Her publisher is betting that many Americans are longing for a taste of the comforting skills of pioneer rural women: cooking, gardening, sewing. They see Butters as the nation's home economics teacher.
"It reminds us of simpler times, but acknowledges we live in the present day," Pam Krauss, editorial director at Clarkson Potter in New York, said. "The most important thing is she is a completely authentic voice. It's not a city dweller's idea of what it might be like to live on a farm in Idaho.
"We see a huge potential for Mary Jane the book and Mary Jane the brand," she said. "We see her as someone we can publish for years to come."
Krauss declined to compare Butters to Stewart. "We would rather not draw that comparison," Krauss said. "She is completely original."
The book deal grew out of Butters' self-published magazine, MaryJanesFarm, an eclectic mix of recipes involving organic foods, crafts, advice on better ways to perform household tasks, lifestyle advice and empowerment sagas from rural women. In its three issues, the magazine also has ordering information for Butters' 60 different kinds of dried organic foods, including falafel, hummus, chili and soup.
The 50-year-old Butters has no academic training as a writer but says that words just flow out of her on topics she loves.
Born in Ogden, Utah, she has operated her organic farm since 1986. And she can barely believe her recent good fortune. Just last winter she was struggling to pay bills while sales of her dried foods plummeted in the slumping economy as the United States prepared to invade Iraq.
She found herself borrowing money from her bookkeeper, her employees took pay cuts and even her banker came through with another loan, she says. So she put together a 40-page book proposal, and her agent shopped it around. A bidding war ensued, ending with the $1.3 million deal.

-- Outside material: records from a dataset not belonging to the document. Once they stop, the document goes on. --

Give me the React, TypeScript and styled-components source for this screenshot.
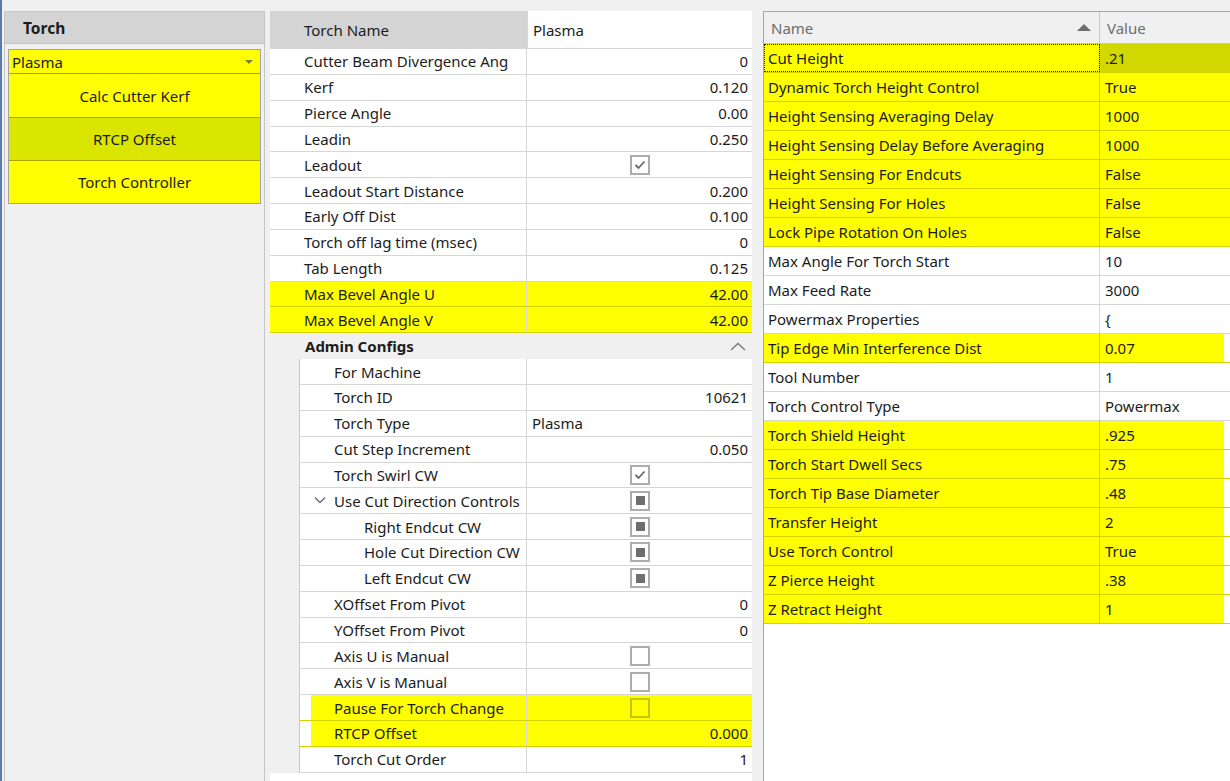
import React, { FC } from "react";
import styled, { createGlobalStyle, css } from "styled-components";

const GlobalStyle = createGlobalStyle`
  body {
    margin: 0;
    font-family: "Noto Sans", "Open Sans", sans-serif;
    font-size: 15px;
    color: #1c1c1c;
  }
  * {
    box-sizing: border-box;
  }
`;

const YELLOW = "#ffff00";
const OLIVE_LINE = "#d2d200";
const GRID_LINE = "#d6d6d6";

const Page = styled.div`
  display: flex;
  width: 1230px;
  height: 781px;
  overflow: hidden;
  padding-top: 11px;
  background: #f0f0f0;
  border-left: 2px solid #5b7bab;
`;

/* ---------- left: torch list ---------- */

const TorchPanel = styled.section`
  width: 261px;
  margin-left: 2px;
  flex-shrink: 0;
  border: 1px solid #c6c6c6;
  border-bottom: none;
`;

const PanelHeader = styled.div`
  height: 32px;
  display: flex;
  align-items: center;
  padding-left: 18px;
  background: #d4d4d4;
  border-bottom: 1px solid #c6c6c6;
  font-weight: 700;
  font-size: 15.5px;
`;

const ActionStack = styled.div`
  margin: 5px 3px 0 3px;
  border: 1px solid #a4a4a4;
`;

const Select = styled.div`
  height: 24px;
  display: flex;
  align-items: center;
  justify-content: space-between;
  padding: 0 7px 0 3px;
  background: ${YELLOW};
  border-bottom: 1px solid #a2a200;

  &::after {
    content: "";
    border-left: 4px solid transparent;
    border-right: 4px solid transparent;
    border-top: 4px solid #7a7a4a;
  }
`;

const ActionButton = styled.div<{ $active?: boolean }>`
  height: 43px;
  display: flex;
  align-items: center;
  justify-content: center;
  background: ${(p) => (p.$active ? "#dbe600" : YELLOW)};

  & + & {
    border-top: 1px solid #a8a800;
  }
`;

/* ---------- middle: property sheet ---------- */

const SheetPanel = styled.section`
  width: 482px;
  margin-left: 5px;
  flex-shrink: 0;
  display: flex;
  flex-direction: column;
  background: #fff;
`;

const SheetHeader = styled.div`
  height: 38px;
  display: grid;
  grid-template-columns: 257px 1fr;
  border-bottom: 1px solid ${GRID_LINE};
`;

const HeaderName = styled.div`
  display: flex;
  align-items: center;
  padding-left: 34px;
  background: #d4d4d4;
`;

const HeaderValue = styled.div`
  display: flex;
  align-items: center;
  padding-left: 5px;
  border-left: 1px solid ${GRID_LINE};
`;

const PropRow = styled.div<{ $nameWidth: number; $hl?: "full" | "inset" }>`
  height: 25.85px;
  display: grid;
  grid-template-columns: ${(p) => p.$nameWidth}px 1fr;
  border-bottom: 1px solid ${GRID_LINE};
  ${(p) =>
    p.$hl === "full" &&
    css`
      background: ${YELLOW};
      border-bottom-color: ${OLIVE_LINE};
    `}
  ${(p) =>
    p.$hl === "inset" &&
    css`
      background: linear-gradient(to right, #fff 11px, ${YELLOW} 11px);
      border-bottom-color: ${OLIVE_LINE};
    `}
`;

const PropName = styled.div<{ $pad: number }>`
  display: flex;
  align-items: center;
  padding-left: ${(p) => p.$pad}px;
  border-right: 1px solid ${GRID_LINE};
  white-space: nowrap;
  position: relative;
`;

const PropValue = styled.div<{ $align: "left" | "right" | "center" }>`
  display: flex;
  align-items: center;
  justify-content: ${(p) =>
    p.$align === "left" ? "flex-start" : p.$align === "center" ? "center" : "flex-end"};
  padding: 0 4px 0 5px;
`;

const Expander = styled.svg`
  position: absolute;
  left: 14px;
  top: 8px;
`;

const SectionHeader = styled.div`
  height: 25.85px;
  display: flex;
  align-items: center;
  justify-content: space-between;
  padding: 0 6px 0 35px;
  background: #f0f0f0;
  font-weight: 700;
`;

const NestedGroup = styled.div`
  padding-left: 29px;
  background: #f0f0f0;
`;

const NestedRows = styled.div`
  background: #fff;
  border-left: 1px solid #c8c8c8;
`;

const SheetFooter = styled.div`
  flex: 1;
  background: #fff;
`;

const Box = styled.span<{ $hl?: boolean }>`
  width: 20px;
  height: 20px;
  display: inline-flex;
  align-items: center;
  justify-content: center;
  border: 2px solid ${(p) => (p.$hl ? "#c4c400" : "#adadad")};
  background: ${(p) => (p.$hl ? "transparent" : "#fff")};
`;

const Dot = styled.span`
  width: 9px;
  height: 9px;
  background: #6e6e6e;
`;

type CheckState = "on" | "off" | "mixed";

const Checkbox: FC<{ state: CheckState; hl?: boolean }> = ({ state, hl }) => (
  <Box $hl={hl}>
    {state === "on" && (
      <svg width="12" height="10" viewBox="0 0 12 10">
        <polyline points="1.5,5 4.5,8 10.5,1.5" fill="none" stroke="#6a6a6a" strokeWidth="1.8" />
      </svg>
    )}
    {state === "mixed" && <Dot />}
  </Box>
);

type Prop = {
  name: string;
  value?: string;
  check?: CheckState;
  align?: "left" | "right";
  level?: number;
  expander?: boolean;
  hl?: "full" | "inset";
};

const topProps: Prop[] = [
  { name: "Cutter Beam Divergence Ang", value: "0" },
  { name: "Kerf", value: "0.120" },
  { name: "Pierce Angle", value: "0.00" },
  { name: "Leadin", value: "0.250" },
  { name: "Leadout", check: "on" },
  { name: "Leadout Start Distance", value: "0.200" },
  { name: "Early Off Dist", value: "0.100" },
  { name: "Torch off lag time (msec)", value: "0" },
  { name: "Tab Length", value: "0.125" },
  { name: "Max Bevel Angle U", value: "42.00", hl: "full" },
  { name: "Max Bevel Angle V", value: "42.00", hl: "full" },
];

const adminProps: Prop[] = [
  { name: "For Machine", value: "" },
  { name: "Torch ID", value: "10621" },
  { name: "Torch Type", value: "Plasma", align: "left" },
  { name: "Cut Step Increment", value: "0.050" },
  { name: "Torch Swirl CW", check: "on" },
  { name: "Use Cut Direction Controls", check: "mixed", expander: true },
  { name: "Right Endcut CW", check: "mixed", level: 1 },
  { name: "Hole Cut Direction CW", check: "mixed", level: 1 },
  { name: "Left Endcut CW", check: "mixed", level: 1 },
  { name: "XOffset From Pivot", value: "0" },
  { name: "YOffset From Pivot", value: "0" },
  { name: "Axis U is Manual", check: "off" },
  { name: "Axis V is Manual", check: "off" },
  { name: "Pause For Torch Change", check: "off", hl: "inset" },
  { name: "RTCP Offset", value: "0.000", hl: "inset" },
  { name: "Torch Cut Order", value: "1" },
];

const PropLine: FC<{ prop: Prop; nameWidth: number; pad: number }> = ({ prop, nameWidth, pad }) => (
  <PropRow $nameWidth={nameWidth} $hl={prop.hl}>
    <PropName $pad={pad + (prop.level ?? 0) * 30}>
      {prop.expander && (
        <Expander width="12" height="8" viewBox="0 0 12 8">
          <polyline points="1,1.5 6,6.5 11,1.5" fill="none" stroke="#6a6a6a" strokeWidth="1.3" />
        </Expander>
      )}
      {prop.name}
    </PropName>
    <PropValue $align={prop.check ? "center" : prop.align ?? "right"}>
      {prop.check ? <Checkbox state={prop.check} hl={!!prop.hl} /> : prop.value}
    </PropValue>
  </PropRow>
);

/* ---------- right: name/value grid ---------- */

const GridPanel = styled.section`
  width: 470px;
  margin-left: 11px;
  flex-shrink: 0;
  display: flex;
  flex-direction: column;
  border-left: 1px solid #a8a8a8;
  border-top: 1px solid #a8a8a8;
  background: #fff;
`;

const GridHeader = styled.div`
  height: 32px;
  display: grid;
  grid-template-columns: 336px 1fr;
  background: #f0f0f0;
  border-bottom: 1px solid #c8c8c8;
  color: #6d6d6d;
`;

const ColHead = styled.div<{ $divider?: boolean }>`
  display: flex;
  align-items: center;
  justify-content: space-between;
  padding: 0 8px 0 7px;
  border-right: ${(p) => (p.$divider ? "1px solid #c8c8c8" : "none")};
`;

const SortArrow = styled.span`
  border-left: 7px solid transparent;
  border-right: 7px solid transparent;
  border-bottom: 7px solid #6d6d6d;
`;

type Mark = "full" | "part" | undefined;

const DataRow = styled.div<{ $mark: Mark }>`
  height: 29px;
  display: grid;
  grid-template-columns: 336px 1fr;
  border-bottom: 1px solid ${(p) => (p.$mark ? OLIVE_LINE : GRID_LINE)};
  ${(p) =>
    p.$mark === "full" &&
    css`
      background: ${YELLOW};
    `}
  ${(p) =>
    p.$mark === "part" &&
    css`
      background: linear-gradient(to right, ${YELLOW} 460px, #fff 460px);
    `}
`;

const DataName = styled.div<{ $mark: Mark; $focus?: boolean }>`
  display: flex;
  align-items: center;
  padding-left: 4px;
  border-right: 1px solid ${(p) => (p.$mark ? OLIVE_LINE : GRID_LINE)};
  ${(p) =>
    p.$focus &&
    css`
      outline: 1px dotted #202020;
      outline-offset: -1px;
    `}
`;

const DataValue = styled.div<{ $selected?: boolean }>`
  display: flex;
  align-items: center;
  padding-left: 5px;
  background: ${(p) => (p.$selected ? "#d0d800" : "transparent")};
`;

type Entry = { name: string; value: string; mark?: Mark };

const entries: Entry[] = [
  { name: "Cut Height", value: ".21", mark: "full" },
  { name: "Dynamic Torch Height Control", value: "True", mark: "full" },
  { name: "Height Sensing Averaging Delay", value: "1000", mark: "full" },
  { name: "Height Sensing Delay Before Averaging", value: "1000", mark: "full" },
  { name: "Height Sensing For Endcuts", value: "False", mark: "full" },
  { name: "Height Sensing For Holes", value: "False", mark: "full" },
  { name: "Lock Pipe Rotation On Holes", value: "False", mark: "full" },
  { name: "Max Angle For Torch Start", value: "10" },
  { name: "Max Feed Rate", value: "3000" },
  { name: "Powermax Properties", value: "{" },
  { name: "Tip Edge Min Interference Dist", value: "0.07", mark: "part" },
  { name: "Tool Number", value: "1" },
  { name: "Torch Control Type", value: "Powermax" },
  { name: "Torch Shield Height", value: ".925", mark: "part" },
  { name: "Torch Start Dwell Secs", value: ".75", mark: "part" },
  { name: "Torch Tip Base Diameter", value: ".48", mark: "part" },
  { name: "Transfer Height", value: "2", mark: "part" },
  { name: "Use Torch Control", value: "True", mark: "part" },
  { name: "Z Pierce Height", value: ".38", mark: "part" },
  { name: "Z Retract Height", value: "1", mark: "part" },
];

const App: FC = () => {
  return (
    <Page>
      <GlobalStyle />

      <TorchPanel>
        <PanelHeader>Torch</PanelHeader>
        <ActionStack>
          <Select>Plasma</Select>
          <ActionButton>Calc Cutter Kerf</ActionButton>
          <ActionButton $active>RTCP Offset</ActionButton>
          <ActionButton>Torch Controller</ActionButton>
        </ActionStack>
      </TorchPanel>

      <SheetPanel>
        <SheetHeader>
          <HeaderName>Torch Name</HeaderName>
          <HeaderValue>Plasma</HeaderValue>
        </SheetHeader>
        {topProps.map((p) => (
          <PropLine key={p.name} prop={p} nameWidth={257} pad={34} />
        ))}
        <SectionHeader>
          Admin Configs
          <svg width="16" height="9" viewBox="0 0 16 9">
            <polyline points="1,8 8,1.5 15,8" fill="none" stroke="#7a7a7a" strokeWidth="1.3" />
          </svg>
        </SectionHeader>
        <NestedGroup>
          <NestedRows>
            {adminProps.map((p) => (
              <PropLine key={p.name} prop={p} nameWidth={227} pad={34} />
            ))}
          </NestedRows>
        </NestedGroup>
        <SheetFooter />
      </SheetPanel>

      <GridPanel>
        <GridHeader>
          <ColHead $divider>
            Name
            <SortArrow />
          </ColHead>
          <ColHead>Value</ColHead>
        </GridHeader>
        {entries.map((e, i) => (
          <DataRow key={e.name} $mark={e.mark}>
            <DataName $mark={e.mark} $focus={i === 0}>
              {e.name}
            </DataName>
            <DataValue $selected={i === 0}>{e.value}</DataValue>
          </DataRow>
        ))}
      </GridPanel>
    </Page>
  );
};

export default App;
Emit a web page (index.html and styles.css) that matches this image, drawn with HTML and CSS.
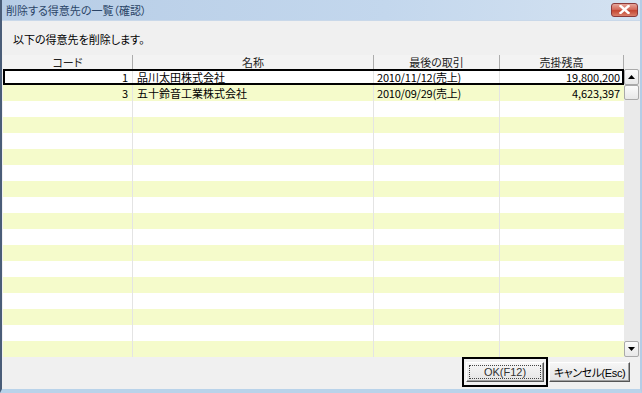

Butters was raised in a large Mormon family in Utah. The family grew, raised or hunted their own food, and made their own clothes and other essentials. Butters went to carpentry school before joining the U.S. Forest Service in 1976 and becoming the first female wilderness ranger in Utah's Uinta Wilderness Area. She eventually lived in a fire lookout tower.
Knowing she wanted to farm, she spent a decade searching for the right place, envisioning it at the end of a dirt road. Butters and her two young children were living in Moscow when she saw an advertisement for a five-acre spread a few miles outside the town of 20,000 that sounded perfect. The farm was owned by two bachelor brothers, and lacked amenities such as indoor plumbing. She paid $45,000 for the land on Paradise Ridge and moved in.
"I raised two kids without a toilet here," she boasts. "No TV and no indoor plumbing."
Both her children are grown, but remain involved in her business, which has expanded from farming to include a line of organic dried foods such as soups, pastas, beans and meals. To fuel growth, she organized a private stock offering in the early 1990s, raising $500,000 from 55 stockholders. She remains majority owner of her company.
Her farm was bordered on three sides by a much larger grain farm, owned by Nick Ogle. They have since married.
In her spare time, Butters has been involved in a host of environmental and social justice issues.
The book deal will help her pay off debt and help her build a new home to replace the original farmhouse, which burned down in 1996.
For now, she sleeps in a bed in her office in the winter. In the summer, she has created an outdoor living space under a grove of trees, complete with a bed, dresser, chairs and the other comforts of home.
Her farm produces 60 varieties of garlic, plus iris bulbs and cut flowers and vegetables. It is also the home of her Pay Dirt Farm School, in which city people pay to live in rustic cabins and work on her farm for a brief time.
Though their styles differ greatly, Butters admires what Stewart has accomplished for domestic goddesses everywhere. Stewart is facing charges that she obstructed justice and lied to investigators about her sale of ImClone Systems stock in 2001.
"She gave validity to what women love to do in their homes," she said. "I'm sorry she is being bashed."